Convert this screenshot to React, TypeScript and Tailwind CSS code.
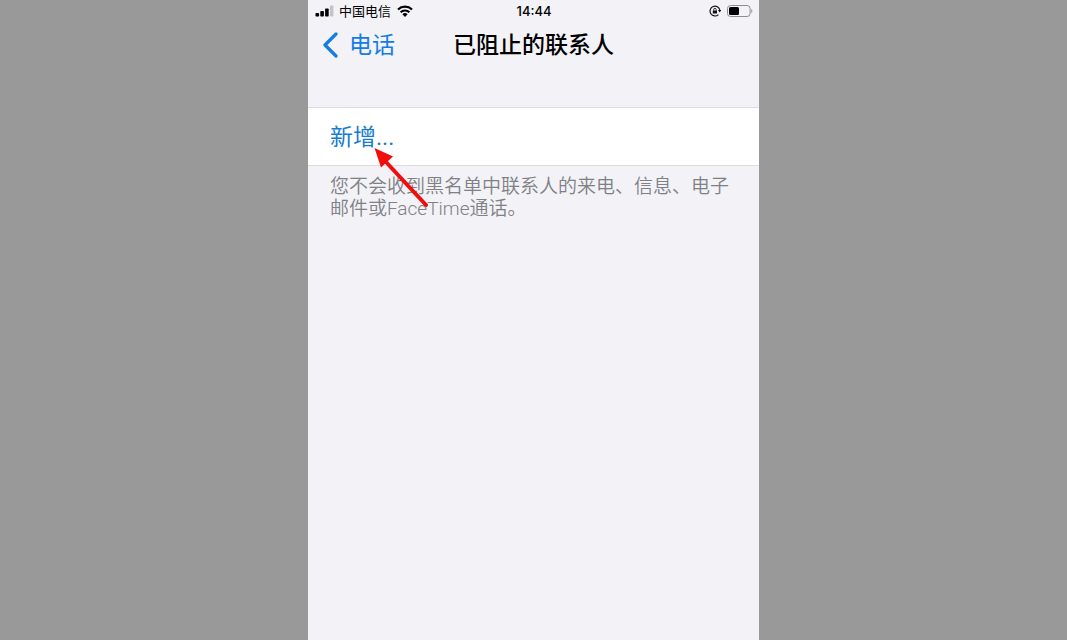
import React from 'react';

const SignalIcon = () => (
  <svg width="20" height="12" viewBox="0 0 20 12" aria-hidden>
    <rect x="0.5" y="8" width="3.6" height="3.5" rx="0.8" fill="#000" />
    <rect x="5.3" y="6" width="3.6" height="5.5" rx="0.8" fill="#000" />
    <rect x="10.1" y="3.5" width="3.6" height="8" rx="0.8" fill="#000" />
    <rect x="15" y="0.5" width="3.4" height="11" rx="0.8" fill="#c4c4c8" />
  </svg>
);

const WifiIcon = () => (
  <svg width="16" height="12" viewBox="0 0 16 12" aria-hidden>
    <path d="M1 4.5a10.2 10.2 0 0 1 14 0" fill="none" stroke="#000" strokeWidth="2.2" />
    <path d="M3.6 7.3a6.3 6.3 0 0 1 8.8 0" fill="none" stroke="#000" strokeWidth="2" />
    <path d="M8 12 5.4 9.3a3.8 3.8 0 0 1 5.2 0z" fill="#000" />
  </svg>
);

const RotationLockIcon = () => (
  <svg width="12" height="12" viewBox="0 0 12 12" aria-hidden>
    <path d="M9.4 9.6A4.9 4.9 0 1 1 10.8 5.2" fill="none" stroke="#111" strokeWidth="1.2" />
    <path d="M9 5h3.2l-1.5 2.6z" fill="#111" />
    <rect x="3.8" y="5.4" width="4.2" height="3.2" rx="0.5" fill="#111" />
    <path d="M4.7 5.6V4.5a1.2 1.2 0 0 1 2.4 0v1.1" fill="none" stroke="#111" strokeWidth="0.9" />
  </svg>
);

const BatteryIcon = () => (
  <svg width="26" height="12" viewBox="0 0 26 12" aria-hidden>
    <rect x="0.5" y="0.5" width="22.6" height="11" rx="3" fill="none" stroke="#8e8e92" />
    <rect x="2" y="2" width="10" height="8" rx="1.5" fill="#000" />
    <path d="M24.3 4v4c1.4-.5 1.4-3.5 0-4z" fill="#8e8e92" />
  </svg>
);

const BackIcon = () => (
  <svg width="16" height="26" viewBox="0 0 16 26" aria-hidden>
    <path
      d="M14 2 3 13l11 11"
      fill="none"
      stroke="currentColor"
      strokeWidth="3.2"
      strokeLinecap="round"
      strokeLinejoin="round"
    />
  </svg>
);

const PointerArrow = () => (
  <svg
    className="pointer-events-none absolute top-10 left-16"
    width="56"
    height="62"
    viewBox="0 0 56 62"
    aria-hidden
  >
    <path d="M14 14 54 57" stroke="#f20d0d" strokeWidth="4" strokeLinecap="round" />
    <path d="M2.5 0 21 8.5 9 19.5z" fill="#f20d0d" />
  </svg>
);

export default function App() {
  return (
    <div className="min-h-screen bg-[#999999] font-['Inter','Noto_Sans_CJK_SC',sans-serif]">
      <main className="mx-auto min-h-screen w-full max-w-[451px] bg-[#f2f2f7]" lang="zh-CN">
        <div className="grid h-5.5 grid-cols-3 items-center pr-1.5 pl-[7px] text-[13px] leading-5.5 text-black">
          <div className="flex items-center gap-1 whitespace-nowrap">
            <SignalIcon />
            <span className="mr-0.5">中国电信</span>
            <WifiIcon />
          </div>
          <time className="text-center font-medium">14:44</time>
          <div className="flex items-center justify-end gap-1.5">
            <RotationLockIcon />
            <BatteryIcon />
          </div>
        </div>

        <header className="grid h-11.5 grid-cols-[1fr_auto_1fr] items-center px-3.5">
          <button type="button" className="flex items-center gap-[11px] text-[23px] text-[#147ce5]">
            <BackIcon />
            <span>电话</span>
          </button>
          <h1 className="text-[23px] font-medium text-black">已阻止的联系人</h1>
        </header>

        <section className="mt-[39px]">
          <div className="relative border-y border-[#dcdce0] bg-white">
            <button
              type="button"
              className="block w-full px-5.5 pt-0.5 text-left font-['Roboto','Noto_Sans_CJK_SC',sans-serif] text-[23px] leading-[55px] text-[#147ccf]"
            >
              新增...
            </button>
            <PointerArrow />
          </div>
          <p className="px-5.5 pt-2.5 font-['Roboto','Noto_Sans_CJK_SC',sans-serif] text-[19px] leading-5.5 font-[350] text-[#808085]">
            您不会收到黑名单中联系人的来电、信息、电子邮件或FaceTime通话。
          </p>
        </section>
      </main>
    </div>
  );
}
::::::
STATED PROBLEM
Working from the material above, transcribe it exactly while omitting pictures.

ANSWER TO THIS EXERCISE
Convert this screenshot to React, TypeScript and Tailwind CSS code.
import React from 'react';

const SignalIcon = () => (
  <svg width="20" height="12" viewBox="0 0 20 12" aria-hidden>
    <rect x="0.5" y="8" width="3.6" height="3.5" rx="0.8" fill="#000" />
    <rect x="5.3" y="6" width="3.6" height="5.5" rx="0.8" fill="#000" />
    <rect x="10.1" y="3.5" width="3.6" height="8" rx="0.8" fill="#000" />
    <rect x="15" y="0.5" width="3.4" height="11" rx="0.8" fill="#c4c4c8" />
  </svg>
);

const WifiIcon = () => (
  <svg width="16" height="12" viewBox="0 0 16 12" aria-hidden>
    <path d="M1 4.5a10.2 10.2 0 0 1 14 0" fill="none" stroke="#000" strokeWidth="2.2" />
    <path d="M3.6 7.3a6.3 6.3 0 0 1 8.8 0" fill="none" stroke="#000" strokeWidth="2" />
    <path d="M8 12 5.4 9.3a3.8 3.8 0 0 1 5.2 0z" fill="#000" />
  </svg>
);

const RotationLockIcon = () => (
  <svg width="12" height="12" viewBox="0 0 12 12" aria-hidden>
    <path d="M9.4 9.6A4.9 4.9 0 1 1 10.8 5.2" fill="none" stroke="#111" strokeWidth="1.2" />
    <path d="M9 5h3.2l-1.5 2.6z" fill="#111" />
    <rect x="3.8" y="5.4" width="4.2" height="3.2" rx="0.5" fill="#111" />
    <path d="M4.7 5.6V4.5a1.2 1.2 0 0 1 2.4 0v1.1" fill="none" stroke="#111" strokeWidth="0.9" />
  </svg>
);

const BatteryIcon = () => (
  <svg width="26" height="12" viewBox="0 0 26 12" aria-hidden>
    <rect x="0.5" y="0.5" width="22.6" height="11" rx="3" fill="none" stroke="#8e8e92" />
    <rect x="2" y="2" width="10" height="8" rx="1.5" fill="#000" />
    <path d="M24.3 4v4c1.4-.5 1.4-3.5 0-4z" fill="#8e8e92" />
  </svg>
);

const BackIcon = () => (
  <svg width="16" height="26" viewBox="0 0 16 26" aria-hidden>
    <path
      d="M14 2 3 13l11 11"
      fill="none"
      stroke="currentColor"
      strokeWidth="3.2"
      strokeLinecap="round"
      strokeLinejoin="round"
    />
  </svg>
);

const PointerArrow = () => (
  <svg
    className="pointer-events-none absolute top-10 left-16"
    width="56"
    height="62"
    viewBox="0 0 56 62"
    aria-hidden
  >
    <path d="M14 14 54 57" stroke="#f20d0d" strokeWidth="4" strokeLinecap="round" />
    <path d="M2.5 0 21 8.5 9 19.5z" fill="#f20d0d" />
  </svg>
);

export default function App() {
  return (
    <div className="min-h-screen bg-[#999999] font-['Inter','Noto_Sans_CJK_SC',sans-serif]">
      <main className="mx-auto min-h-screen w-full max-w-[451px] bg-[#f2f2f7]" lang="zh-CN">
        <div className="grid h-5.5 grid-cols-3 items-center pr-1.5 pl-[7px] text-[13px] leading-5.5 text-black">
          <div className="flex items-center gap-1 whitespace-nowrap">
            <SignalIcon />
            <span className="mr-0.5">中国电信</span>
            <WifiIcon />
          </div>
          <time className="text-center font-medium">14:44</time>
          <div className="flex items-center justify-end gap-1.5">
            <RotationLockIcon />
            <BatteryIcon />
          </div>
        </div>

        <header className="grid h-11.5 grid-cols-[1fr_auto_1fr] items-center px-3.5">
          <button type="button" className="flex items-center gap-[11px] text-[23px] text-[#147ce5]">
            <BackIcon />
            <span>电话</span>
          </button>
          <h1 className="text-[23px] font-medium text-black">已阻止的联系人</h1>
        </header>

        <section className="mt-[39px]">
          <div className="relative border-y border-[#dcdce0] bg-white">
            <button
              type="button"
              className="block w-full px-5.5 pt-0.5 text-left font-['Roboto','Noto_Sans_CJK_SC',sans-serif] text-[23px] leading-[55px] text-[#147ccf]"
            >
              新增...
            </button>
            <PointerArrow />
          </div>
          <p className="px-5.5 pt-2.5 font-['Roboto','Noto_Sans_CJK_SC',sans-serif] text-[19px] leading-5.5 font-[350] text-[#808085]">
            您不会收到黑名单中联系人的来电、信息、电子邮件或FaceTime通话。
          </p>
        </section>
      </main>
    </div>
  );
}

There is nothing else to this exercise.